Which channels work best for reaching enterprise IT decision-makers?
For enterprise IT decision-makers, category-specific newsletters, content syndication networks, and account-targeted paid social (segmented by company size and title) consistently outperform broad programmatic display. Direct partner co-promotion — where a technology partner promotes your event to their customer base — can also deliver high-intent registrations, though it requires longer lead time to set up.
How do I report enterprise event promotion results to senior stakeholders?
Senior stakeholders need three numbers: registrations to date, projected final count based on current pacing, and budget consumed versus plan. Supplement those with one recommended action. Avoid full analytics exports in stakeholder presentations — they shift the conversation to data interpretation instead of decisions. A promotion dashboard that generates a clean weekly summary view significantly reduces the time required to produce this output.

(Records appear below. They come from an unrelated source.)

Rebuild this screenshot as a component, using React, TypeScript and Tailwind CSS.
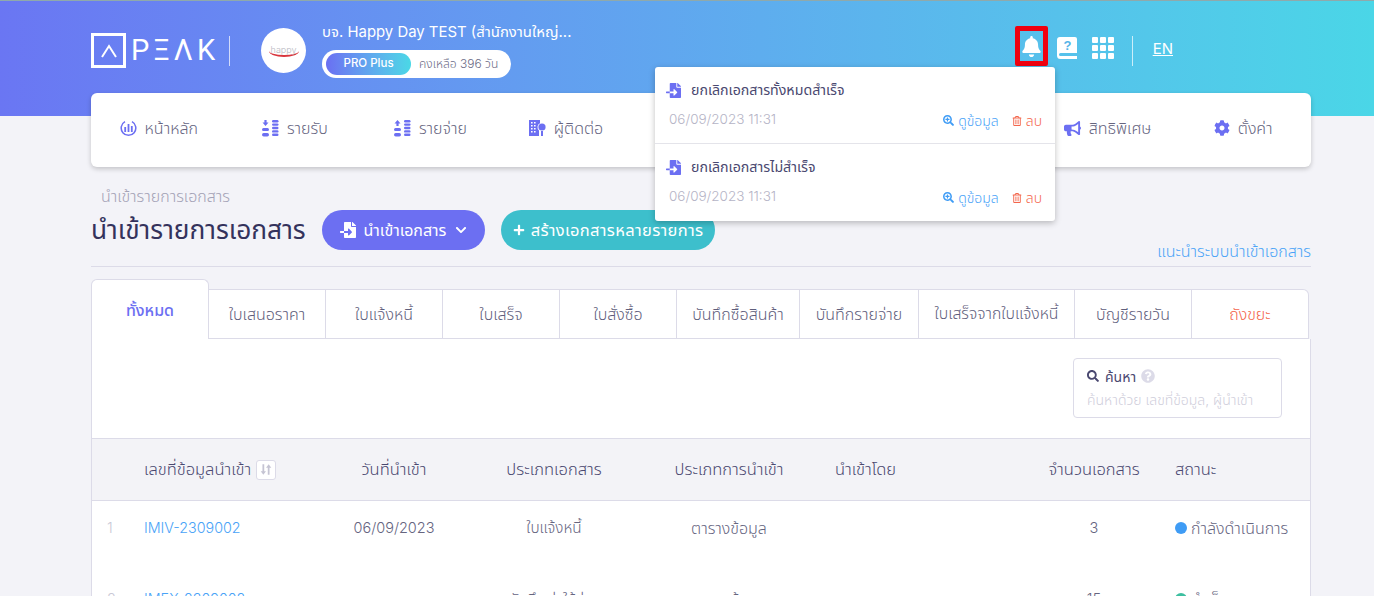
import { FaBell, FaBullhorn, FaChevronDown, FaCog, FaFileImport, FaPlus, FaQuestionCircle, FaRegTrashAlt, FaSearch, FaSearchPlus } from "react-icons/fa";

const font = "font-['Inter','Noto_Sans_Thai','Noto_Sans',sans-serif]";

const tabs = [
  { label: "ใบเสนอราคา", cls: "w-[117px] text-[16px]" },
  { label: "ใบแจ้งหนี้", cls: "w-[117px] text-[16px]" },
  { label: "ใบเสร็จ", cls: "w-[117px] text-[16px]" },
  { label: "ใบสั่งซื้อ", cls: "w-[117px] text-[16px]" },
  { label: "บันทึกซื้อสินค้า", cls: "w-[123px] text-[16px]" },
  { label: "บันทึกรายจ่าย", cls: "w-[119px] text-[16px]" },
  { label: "ใบเสร็จจากใบแจ้งหนี้", cls: "w-[156px] text-[15.800px]" },
  { label: "บัญชีรายวัน", cls: "w-[117px] text-[16px]" },
];

const gridCols = "grid grid-cols-[52px_178px_144px_176px_174px_204px_148px_1fr] items-center";

function StackIcon({ up }: { up?: boolean }) {
  return (
    <svg width="18" height="18" viewBox="0 0 18 18" fill="#6c6ff2">
      <path d={up ? "M4.5 1 7.5 4.5H5.6V7H3.4V4.5H1.5Z" : "M3.4 1H5.6V3.5H7.5L4.5 7 1.5 3.5H3.4Z"} />
      <rect x="1" y="9" width="7" height="3" rx="1.5" />
      <rect x="1" y="14" width="7" height="3.4" rx="1.7" />
      {[1, 4.4, 7.8, 11.2, 14.6].map((y) => (
        <rect key={y} x="11" y={y} width="6.5" height="2.4" rx="1.2" />
      ))}
    </svg>
  );
}

function HomeIcon() {
  return (
    <svg width="17" height="17" viewBox="0 0 17 17" fill="none" stroke="#6c6ff2">
      <path d="M5 1.6a7.3 7.3 0 1 0 7 0" strokeWidth="1.5" />
      <path d="M5.2 7v5M8.5 4v8M11.8 6v6" strokeWidth="1.8" />
    </svg>
  );
}

function ContactIcon() {
  return (
    <svg width="18" height="18" viewBox="0 0 18 18" fill="#6c6ff2">
      <path d="M1 1h11v3.2a4.4 4.4 0 0 0-1 7.3V17H1Z" />
      <path d="M3 3h1.6v1.6H3ZM6 3h1.6v1.6H6ZM3 6h1.6v1.6H3ZM6 6h1.6v1.6H6ZM3 9h1.6v1.6H3ZM6 9h1.6v1.6H6ZM3 12h1.6v1.6H3ZM6 12h1.6v1.6H6Z" fill="#fff" />
      <circle cx="14" cy="8" r="3.6" />
      <path d="M13 12h2v5h-2Z" />
    </svg>
  );
}

function HelpBook() {
  return (
    <svg width="20" height="22" viewBox="0 0 20 22">
      <path d="M3 0h15a2 2 0 0 1 2 2v14H3.500a1.500 1.500 0 0 0 0 3H20v3H3.500A3.500 3.500 0 0 1 0 18.500V3a3 3 0 0 1 3-3Z" fill="#fff" />
      <text x="10.500" y="12.500" textAnchor="middle" fontSize="13" fontWeight="700" fill="#55b4e8" fontFamily="Liberation Sans">?</text>
    </svg>
  );
}

function AppsGrid() {
  return (
    <div className="grid grid-cols-3 gap-[2px]">
      {Array.from({ length: 9 }).map((_, i) => (
        <span key={i} className="w-[6px] h-[6px] bg-white rounded-[1px]" />
      ))}
    </div>
  );
}

function Notification({ title, last }: { title: string; last?: boolean }) {
  return (
    <div className={`h-[77px] pl-[14px] pr-[13px] pt-[12px] ${last ? "" : "border-b border-[#e4e4ea]"}`}>
      <div className="flex items-center gap-[9px] h-[22px] -ml-[4px]">
        <FaFileImport className="text-[#6c6ff2] text-[15px] w-[17px]" />
        <span className="text-[14.2px] font-normal text-[#4a4870]">{title}</span>
      </div>
      <div className="flex items-center justify-between mt-[7px]">
        <span className="text-[13.5px] text-[#b5b4c6]">06/09/2023 11:31</span>
        <div className="flex items-center text-[14px] mt-[2px]">
          <FaSearchPlus className="text-[#3f9cf5] text-[11px] mr-[4px]" />
          <span className="text-[#4aa3f7]">ดูข้อมูล</span>
          <FaRegTrashAlt className="text-[#f4664c] text-[10px] ml-[13px] mr-[4px]" />
          <span className="text-[#f4664c]">ลบ</span>
        </div>
      </div>
    </div>
  );
}

function NavItem({ icon, label }: { icon: React.ReactNode; label: string }) {
  return (
    <div className="flex items-center justify-center gap-[8px] text-[16px] text-[#66657f]">
      {icon}
      <span>{label}</span>
    </div>
  );
}

export default function App() {
  return (
    <div className={`relative h-[596px] overflow-hidden bg-[#f3f3f8] font-light ${font}`}>
      {/* header */}
      <div className="h-[116px] pl-[91px] pr-[63px] border-t border-[#8fa9ab] bg-gradient-to-r from-[#6a76f3] to-[#4ad6e7] flex items-start text-white">
        <div className="flex items-center h-[71px] mt-[14px]">
          <div className="w-[35px] h-[35px] border-[3px] border-white flex items-center justify-center">
            <svg width="18" height="14" viewBox="0 0 18 14" fill="none" stroke="#fff" strokeWidth="2">
              <path d="M2 13 9 2l7 11" />
            </svg>
          </div>
          <span className="ml-[5px] font-['Roboto',sans-serif] font-normal text-[29px] tracking-[4px] leading-none">PΞΛK</span>
          <span className="w-px h-[30px] bg-white/70 ml-[10px]" />
          <div className="w-[45px] h-[45px] rounded-full bg-white ml-[31px] flex items-center justify-center">
            <span className="border-b-2 border-[#d9363e] rounded-[50%] px-[2px] text-[9px] leading-[10px] text-[#b9b9c2]">happy</span>
          </div>
          <div className="ml-[16px]">
            <div className="text-[14.900px] font-normal leading-[20px] -mt-[1px] mb-[8px]">บจ. Happy Day TEST (สำนักงานใหญ่...</div>
            <div className="w-[189px] h-[28px] bg-white rounded-full flex items-center pl-[4px]">
              <span className="w-[85px] h-[22px] rounded-full bg-gradient-to-r from-[#6a6ff2] to-[#4ad8e6] text-[11.500px] font-medium flex items-center justify-center">PRO Plus</span>
              <span className="ml-[8px] text-[12px] text-[#6b6a85]">คงเหลือ 396 วัน</span>
            </div>
          </div>
        </div>
        <div className="ml-auto mr-[138px] flex items-center h-[71px] mt-[11px]">
          <div className="self-start mt-[14px] w-[33px] h-[40px] border-[5px] border-[#f0000f] rounded-[2px] flex items-center justify-center">
            <FaBell className="text-white text-[21px]" />
          </div>
          <div className="ml-[9px]"><HelpBook /></div>
          <div className="ml-[15px]"><AppsGrid /></div>
          <span className="w-px h-[30px] bg-white/70 ml-[18px] mt-[6px]" />
          <span className="ml-[20px] mt-[3px] text-[15px] font-normal underline">EN</span>
        </div>
      </div>

      <div className="pl-[91px] pr-[63px]">
        {/* nav */}
        <div className="-mt-[23px] h-[74px] pb-[4px] bg-white rounded-[6px] shadow-[0_2px_5px_rgba(0,0,0,0.2)] grid grid-cols-9">
          <NavItem icon={<HomeIcon />} label="หน้าหลัก" />
          <NavItem icon={<StackIcon />} label="รายรับ" />
          <NavItem icon={<StackIcon up />} label="รายจ่าย" />
          <NavItem icon={<ContactIcon />} label="ผู้ติดต่อ" />
          <div />
          <div />
          <div />
          <NavItem icon={<FaBullhorn className="text-[#6c6ff2] text-[17px]" />} label="สิทธิพิเศษ" />
          <NavItem icon={<FaCog className="text-[#6c6ff2] text-[16px]" />} label="ตั้งค่า" />
        </div>

        {/* title */}
        <div className="ml-[10px] mt-[19px] h-[20px] leading-[20px] text-[16px] text-[#a3a2b6]">นำเข้ารายการเอกสาร</div>
        <div className="relative flex items-center h-[40px] mt-[4px]">
          <h1 className="text-[26.300px] font-normal text-[#34325c] w-[231px] whitespace-nowrap">นำเข้ารายการเอกสาร</h1>
          <button className="w-[163px] h-[40px] rounded-full bg-[#6c6ff2] text-white text-[16px] font-normal flex items-center justify-center gap-[8px]">
            <FaFileImport className="text-[16px]" />
            นำเข้าเอกสาร
            <FaChevronDown className="text-[12px] ml-[1px]" />
          </button>
          <button className="ml-[16px] w-[214px] h-[40px] rounded-full bg-[#3dbfcc] text-white text-[16.500px] tracking-[0.330px] font-normal flex items-center justify-center gap-[6px] whitespace-nowrap">
            <FaPlus className="text-[12px]" />
            สร้างเอกสารหลายรายการ
          </button>
          <a className="absolute right-0 top-[29px] text-[16px] text-[#4aa3f7]">แนะนำระบบนำเข้าเอกสาร</a>
        </div>
        <div className="h-px bg-[#dcdbe8] mt-[16px]" />

        {/* tabs */}
        <div className="flex items-end mt-[12px] relative z-10">
          <div className="w-[118px] h-[60px] bg-white border border-b-0 border-[#dcdbe8] rounded-t-[6px] flex items-center justify-center text-[16px] font-medium text-[#6c6ff2]">ทั้งหมด</div>
          {tabs.map((tab) => (
            <div key={tab.label} className={`${tab.cls} h-[50px] bg-white border-t border-r border-b border-[#dcdbe8] flex items-center justify-center text-[#5f5e7c] whitespace-nowrap`}>
              {tab.label}
            </div>
          ))}
          <div className="w-[117px] h-[50px] bg-white border-t border-r border-b border-[#dcdbe8] rounded-tr-[6px] flex items-center justify-center text-[16px] text-[#f4664c]">ถังขยะ</div>
        </div>

        {/* table card */}
        <div className="bg-white border-x border-[#dcdbe8] h-[300px]">
          <div className="h-[99px] flex justify-end pt-[19px] pr-[28px]">
            <div className="w-[209px] h-[60px] border border-[#dcdbe8] rounded-[4px] px-[13px] pt-[7px]">
              <div className="flex items-center text-[14px] font-normal text-[#4a4870] h-[20px]">
                <FaSearch className="text-[12px] mr-[6px]" />
                ค้นหา
                <FaQuestionCircle className="text-[14px] text-[#dcdbe8] ml-[5px]" />
              </div>
              <div className="text-[14px] text-[#cfcedb] mt-[3px] whitespace-nowrap">ค้นหาด้วย เลขที่ข้อมูล, ผู้นำเข้า</div>
            </div>
          </div>
          <div className={`${gridCols} h-[63px] bg-[#f3f3f7] border-y border-[#dcdbe8] text-[16.500px] text-[#4a4870]`}>
            <div />
            <div className="flex items-center gap-[5px]">
              เลขที่ข้อมูลนำเข้า
              <span className="w-[20px] h-[20px] border border-[#dcdbe8] rounded-[3px] bg-white flex items-center justify-center">
                <svg width="12" height="13" viewBox="0 0 10 11" fill="#c5c4d3">
                  <path d="M2 1h1.500v6H5L2.750 10 .5 7H2ZM6.500 10h1.500V4h1.500L7.250 1 5 4h1.500Z" />
                </svg>
              </span>
            </div>
            <div className="text-center">วันที่นำเข้า</div>
            <div className="text-center">ประเภทเอกสาร</div>
            <div className="text-center">ประเภทการนำเข้า</div>
            <div className="pl-[19px]">นำเข้าโดย</div>
            <div className="text-center">จำนวนเอกสาร</div>
            <div className="pl-[7px]">สถานะ</div>
          </div>
          <div className={`${gridCols} h-[54px] text-[16px] text-[#66657f]`}>
            <div className="pl-[15px] text-[14.500px] text-[#c9c8d6]">1</div>
            <div className="text-[14.300px] text-[#4aa3f7]">IMIV-2309002</div>
            <div className="text-center text-[14.500px]">06/09/2023</div>
            <div className="text-center text-[15.300px]">ใบแจ้งหนี้</div>
            <div className="text-center">ตารางข้อมูล</div>
            <div />
            <div className="text-center text-[14.500px]">3</div>
            <div className="pl-[7px] flex items-center gap-[4px] whitespace-nowrap">
              <span className="w-[12px] h-[12px] rounded-full bg-[#3f9cf5]" />
              กำลังดำเนินการ
            </div>
          </div>
          <div className={`${gridCols} mt-[17px] h-[54px] text-[16px] text-[#66657f]`}>
            <div className="pl-[15px] text-[14.500px] text-[#c9c8d6]">2</div>
            <div className="text-[14.300px] text-[#4aa3f7]">IMEX-2309002</div>
            <div />
            <div className="text-center">บันทึกค่าใช้จ่าย</div>
            <div className="text-center">ตารางข้อมูล</div>
            <div />
            <div className="text-center text-[14.500px]">15</div>
            <div className="pl-[7px] flex items-center gap-[4px]">
              <span className="w-[12px] h-[12px] rounded-full bg-[#3dbfa0]" />
              สำเร็จ
            </div>
          </div>
        </div>
      </div>

      {/* notification dropdown */}
      <div className="absolute z-20 left-[655px] top-[67px] w-[400px] bg-white rounded-[3px] shadow-[0_2px_6px_rgba(0,0,0,0.25)]">
        <Notification title="ยกเลิกเอกสารทั้งหมดสำเร็จ" />
        <Notification title="ยกเลิกเอกสารไม่สำเร็จ" last />
      </div>
    </div>
  );
}
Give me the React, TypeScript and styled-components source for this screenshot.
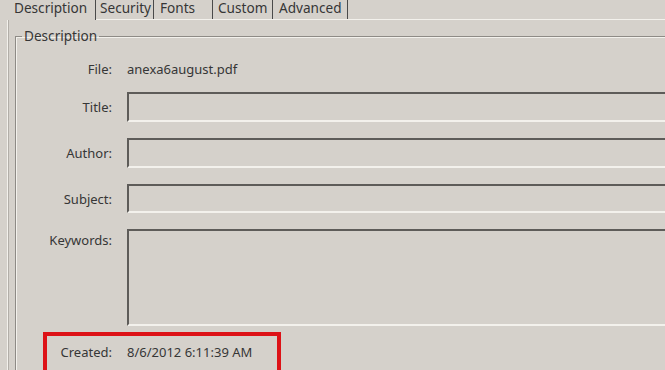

Can I scale a promotion campaign mid-flight if registrations are below target?
Yes, but only effectively if two conditions are met: you have pre-approved contingency budget, and you are scaling channels that are already delivering measurable registrations rather than launching new ones. Mid-campaign channel launches require 10 to 14 days of data gathering before you can optimize — time you typically do not have in the back half of an enterprise event campaign.